Direction. Within the data that follows, how many lines carry the string "components"? Give the number alone.

Information provided.
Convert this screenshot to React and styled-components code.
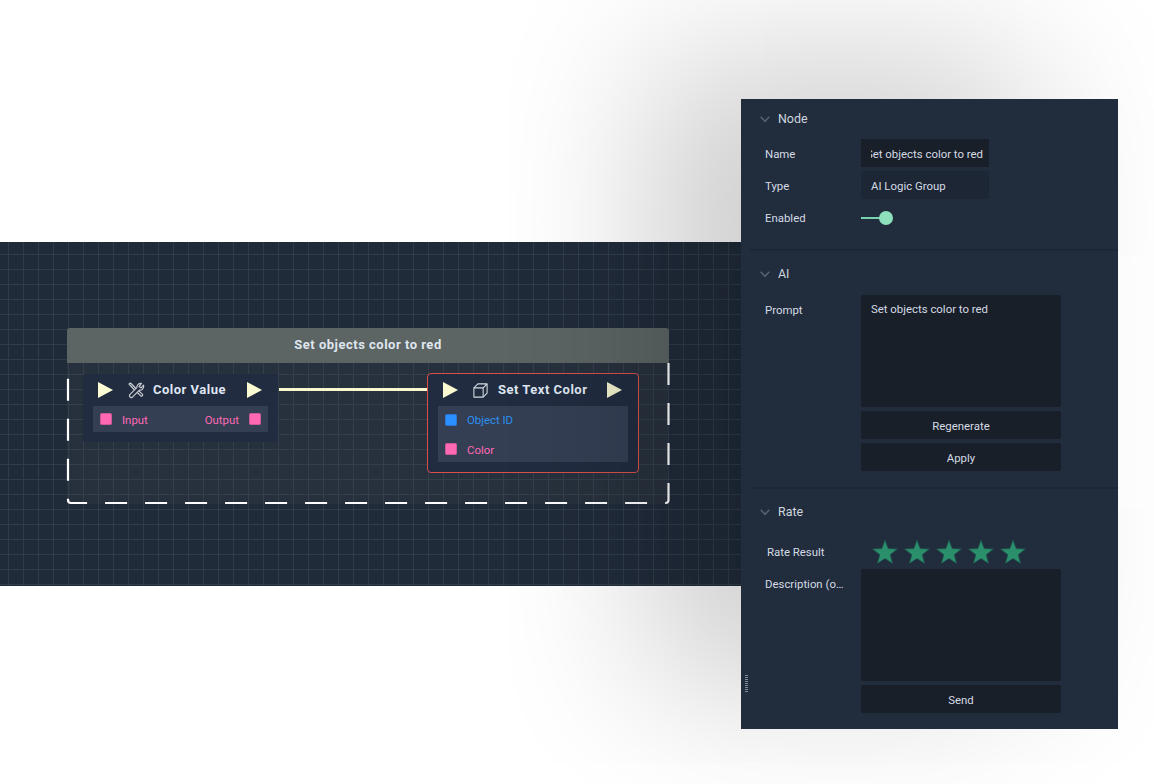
import React from "react";
import styled, { createGlobalStyle } from "styled-components";

const Global = createGlobalStyle`
  html, body { margin: 0; padding: 0; background: #fff; }
  body { font-family: Roboto, "Liberation Sans", sans-serif; overflow: hidden; }
`;

const Page = styled.div`
  position: relative;
  width: 1154px;
  height: 784px;
  padding-top: 242px;
  box-sizing: border-box;
  overflow: hidden;
`;

const Canvas = styled.div`
  position: relative;
  width: 760px;
  height: 344px;
  background-color: #202b3a;
  background-image:
    linear-gradient(to right, #303c4a 1px, transparent 1px),
    linear-gradient(to bottom, #303c4a 1px, transparent 1px);
  background-size: 15px 15px;
  background-position: 8px 12px;
`;

const Group = styled.div`
  position: absolute;
  left: 67px;
  top: 86px;
  width: 602px;
  height: 176px;
`;

const GroupHeader = styled.div`
  height: 35px;
  padding-bottom: 2px;
  box-sizing: border-box;
  background: #5c6464;
  border-radius: 3px 3px 0 0;
  color: #dfe6ee;
  font-size: 13px;
  font-weight: 700;
  letter-spacing: 0.5px;
  display: flex;
  align-items: center;
  justify-content: center;
`;

const GroupBody = styled.div`
  position: relative;
  height: 141px;
  background: rgba(70, 75, 80, 0.18);
`;

const GroupOutline = styled.svg`
  position: absolute;
  left: 0;
  top: 0;
  overflow: visible;
`;

const Wire = styled.div`
  position: absolute;
  left: 279px;
  top: 145.5px;
  width: 149px;
  height: 3px;
  background: #fbf8cf;
`;

const Node = styled.div`
  position: absolute;
  left: ${(p) => p.$x}px;
  top: ${(p) => p.$y}px;
  width: ${(p) => p.$w}px;
  height: ${(p) => p.$h}px;
  box-sizing: border-box;
  background: #212c40;
  border: ${(p) => (p.$selected ? "1px solid #d9504a" : "none")};
  border-radius: ${(p) => (p.$selected ? "4px" : "2px")};
  padding: 0 10px;
`;

const NodeHead = styled.div`
  height: 32px;
  display: flex;
  align-items: center;
  padding: 0 ${(p) => p.$pad}px 0 5px;
`;

const Flow = styled.svg`
  flex: none;
  width: 15px;
  height: 16px;
  display: block;
`;

const NodeIcon = styled.svg`
  flex: none;
  width: ${(p) => p.$size}px;
  height: ${(p) => p.$size}px;
  margin-left: ${(p) => p.$left}px;
`;

const NodeTitle = styled.div`
  flex: 1;
  margin-left: ${(p) => p.$left}px;
  padding-bottom: 2px;
  color: #dfe6f2;
  font-size: 13px;
  font-weight: 700;
  letter-spacing: 0.5px;
  white-space: nowrap;
`;

const Pins = styled.div`
  background: #343f54;
  padding: ${(p) => p.$pad};
  display: flex;
  flex-direction: column;
  gap: ${(p) => p.$gap}px;
`;

const PinRow = styled.div`
  height: 12px;
  display: flex;
  align-items: center;
  justify-content: space-between;
  font-size: 11.4px;
  color: ${(p) => p.$color};
`;

const PinSide = styled.div`
  display: flex;
  align-items: center;
  gap: 10px;
`;

const PinText = styled.span`
  position: relative;
  top: ${(p) => (p.$raised ? "-0.5px" : "0.5px")};
`;

const Pin = styled.span`
  width: 12px;
  height: 12px;
  border-radius: 2px;
  background: ${(p) => p.$color};
  box-shadow: inset 0 0 0 1px rgba(60, 40, 80, 0.25);
`;

const Panel = styled.aside`
  position: absolute;
  left: 741px;
  top: 99px;
  width: 377px;
  height: 630px;
  background: #212c3d;
  box-shadow: -90px -40px 160px rgba(0, 0, 0, 0.2);
  color: #d4dbe4;
  font-size: 11.4px;
`;

const Section = styled.section`
  padding: ${(p) => p.$top}px 0 ${(p) => p.$bottom}px;
`;

const SectionHead = styled.div`
  height: 38px;
  display: flex;
  align-items: center;
  padding-left: 19px;
  gap: 8px;
  font-size: 12.4px;
  color: #cfd6df;
  margin-bottom: ${(p) => p.$after}px;
`;

const Chevron = styled.svg`
  width: 10px;
  height: 7px;
  margin-top: 2px;
`;

const Divider = styled.div`
  height: 2px;
  margin-left: 9px;
  background: #1c2634;
`;

const Rows = styled.div`
  display: flex;
  flex-direction: column;
  gap: 4px;
`;

const Row = styled.div`
  display: grid;
  grid-template-columns: 96px 200px;
  padding-left: 24px;
`;

const Label = styled.div`
  height: 28px;
  max-width: 79px;
  line-height: 30px;
  padding-left: ${(p) => p.$indent || 0}px;
  white-space: nowrap;
  overflow: hidden;
  text-overflow: ellipsis;
`;

const Field = styled.div`
  width: 128px;
  height: 28px;
  box-sizing: border-box;
  padding: 1px 6px 0 10px;
  background: ${(p) => (p.$readonly ? "#1d2634" : "#191f29")};
  color: #d4dbe4;
  display: flex;
  align-items: center;
  justify-content: ${(p) => (p.$readonly ? "flex-start" : "flex-end")};
  overflow: hidden;
`;

const FieldClip = styled.div`
  overflow: hidden;
  display: flex;
  justify-content: flex-end;
  white-space: nowrap;
`;

const Toggle = styled.div`
  height: 28px;
  padding-top: 2px;
  box-sizing: border-box;
  display: flex;
  align-items: center;
`;

const ToggleTrack = styled.div`
  width: 20px;
  height: 2px;
  background: #77d2ad;
`;

const ToggleThumb = styled.div`
  width: 14px;
  height: 14px;
  border-radius: 50%;
  margin-left: -2px;
  background: #8ee0bc;
`;

const TextArea = styled.div`
  height: 112px;
  box-sizing: border-box;
  padding: 7px 10px;
  border-radius: 2px;
  background: #191f29;
  color: #d4dbe4;
  line-height: 14px;
`;

const Button = styled.div`
  height: 28px;
  padding-top: 1px;
  box-sizing: border-box;
  border-radius: 2px;
  background: #191f29;
  color: #d4dbe4;
  display: flex;
  align-items: center;
  justify-content: center;
`;

const Stars = styled.div`
  height: 28px;
  display: flex;
  align-items: center;
  padding: 2px 0 0 10px;
  box-sizing: border-box;
  gap: 4px;
`;

const Star = styled.svg`
  width: 28px;
  height: 28px;
  flex: none;
`;

const Grip = styled.div`
  position: absolute;
  left: 4px;
  top: 576px;
  width: 3px;
  height: 17px;
  background-image: linear-gradient(to bottom, #7f8a99 1px, transparent 1px);
  background-size: 3px 2px;
`;

const Triangle = ({ color }) => (
  <Flow viewBox="0 0 15 16">
    <path d="M0 0 L15 8 L0 16 Z" fill={color} />
  </Flow>
);

const Tools = () => (
  <NodeIcon $size={17} $left={15} viewBox="0 0 17 17" fill="none" stroke="#c8ccd0" strokeWidth="1.2" strokeLinejoin="round" strokeLinecap="round">
    <path d="M1 2 L2.5 1 L9 7.5 L7.5 9 Z" />
    <path d="M7.8 9 L13 14.2 a1.4 1.4 0 0 0 1.6 -1.8 L9.2 7.4" />
    <path d="M15.6 3.2 L13 5.8 L11 4.6 L13.4 1.4 A4 4 0 0 0 8.8 5.6 L1.6 12.8 A2 2 0 0 0 4.2 15.4 L11.4 8.2 A4 4 0 0 0 15.6 3.2 Z" fill="#212c40" />
  </NodeIcon>
);

const Cube = () => (
  <NodeIcon $size={15} $left={15} viewBox="0 0 17 17" fill="none" stroke="#d4dae2" strokeWidth="1.2" strokeLinejoin="round">
    <path d="M1 5.5 H11.5 V16 H1 Z" />
    <path d="M1 5.5 L5.5 1 H16 V11.5 L11.5 16 M11.5 5.5 L16 1" />
  </NodeIcon>
);

const ChevronIcon = () => (
  <Chevron viewBox="0 0 10 7" fill="none" stroke="#566170" strokeWidth="1.6">
    <path d="M0.7 0.8 L5 5.4 L9.3 0.8" />
  </Chevron>
);

const StarIcon = () => (
  <Star viewBox="0 0 28 28">
    <path
      d="M14 2 L17.2 10.6 L26.5 11 L19.2 16.8 L21.7 25.6 L14 20.6 L6.3 25.6 L8.8 16.8 L1.5 11 L10.8 10.6 Z"
      fill="#2b8f6b"
      stroke="#1d4f4c"
      strokeWidth="0.7"
    />
  </Star>
);

const Header = ({ children, after }) => (
  <SectionHead $after={after}>
    <ChevronIcon />
    {children}
  </SectionHead>
);

export default function App() {
  return (
    <Page>
      <Global />
      <Canvas>
        <Group>
          <GroupHeader>Set objects color to red</GroupHeader>
          <GroupBody>
            <GroupOutline width="602" height="141" viewBox="0 0 602 141" fill="none">
              <path
                d="M601.5 0 V137 a3 3 0 0 1 -3 3 H4 a3 3 0 0 1 -3 -3 V0"
                stroke="#ffffff"
                strokeWidth="2.2"
                strokeDasharray="22 18"
              />
            </GroupOutline>
          </GroupBody>
        </Group>
        <Wire />
        <Node $x={83} $y={132} $w={195} $h={68}>
          <NodeHead $pad={6}>
            <Triangle color="#fdfbd3" />
            <Tools />
            <NodeTitle $left={8}>Color Value</NodeTitle>
            <Triangle color="#fdfbd3" />
          </NodeHead>
          <Pins $pad="7px 7px" $gap={0}>
            <PinRow $color="#ff69b4">
              <PinSide>
                <Pin $color="#ff69b4" />
                <PinText>Input</PinText>
              </PinSide>
              <PinSide>
                <PinText>Output</PinText>
                <Pin $color="#ff69b4" />
              </PinSide>
            </PinRow>
          </Pins>
        </Node>
        <Node $x={427} $y={131} $w={212} $h={100} $selected>
          <NodeHead $pad={6}>
            <Triangle color="#fbf9d2" />
            <Cube />
            <NodeTitle $left={10}>Set Text Color</NodeTitle>
            <Triangle color="#f0efcb" />
          </NodeHead>
          <Pins $pad="8px 7px 7px" $gap={17}>
            <PinRow $color="#2c8ff0">
              <PinSide>
                <Pin $color="#2a90ff" />
                <PinText $raised>Object ID</PinText>
              </PinSide>
            </PinRow>
            <PinRow $color="#ff69b4">
              <PinSide>
                <Pin $color="#ff69b4" />
                <PinText>Color</PinText>
              </PinSide>
            </PinRow>
          </Pins>
        </Node>
      </Canvas>

      <Panel>
        <Section $top={0} $bottom={18}>
          <Header after={2}>Node</Header>
          <Rows>
            <Row>
              <Label>Name</Label>
              <Field>
                <FieldClip>Set objects color to red</FieldClip>
              </Field>
            </Row>
            <Row>
              <Label>Type</Label>
              <Field $readonly>AI Logic Group</Field>
            </Row>
            <Row>
              <Label>Enabled</Label>
              <Toggle>
                <ToggleTrack />
                <ToggleThumb />
              </Toggle>
            </Row>
          </Rows>
        </Section>
        <Divider />
        <Section $top={3} $bottom={16}>
          <Header after={3}>AI</Header>
          <Rows>
            <Row>
              <Label>Prompt</Label>
              <TextArea>Set objects color to red</TextArea>
            </Row>
            <Row>
              <span />
              <Button>Regenerate</Button>
            </Row>
            <Row>
              <span />
              <Button>Apply</Button>
            </Row>
          </Rows>
        </Section>
        <Divider />
        <Section $top={3} $bottom={16}>
          <Header after={7}>Rate</Header>
          <Rows>
            <Row>
              <Label $indent={2}>Rate Result</Label>
              <Stars>
                <StarIcon />
                <StarIcon />
                <StarIcon />
                <StarIcon />
                <StarIcon />
              </Stars>
            </Row>
            <Row>
              <Label>Description (optional)</Label>
              <TextArea />
            </Row>
            <Row>
              <span />
              <Button>Send</Button>
            </Row>
          </Rows>
        </Section>
        <Grip />
      </Panel>
    </Page>
  );
}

Output of the exercise. 2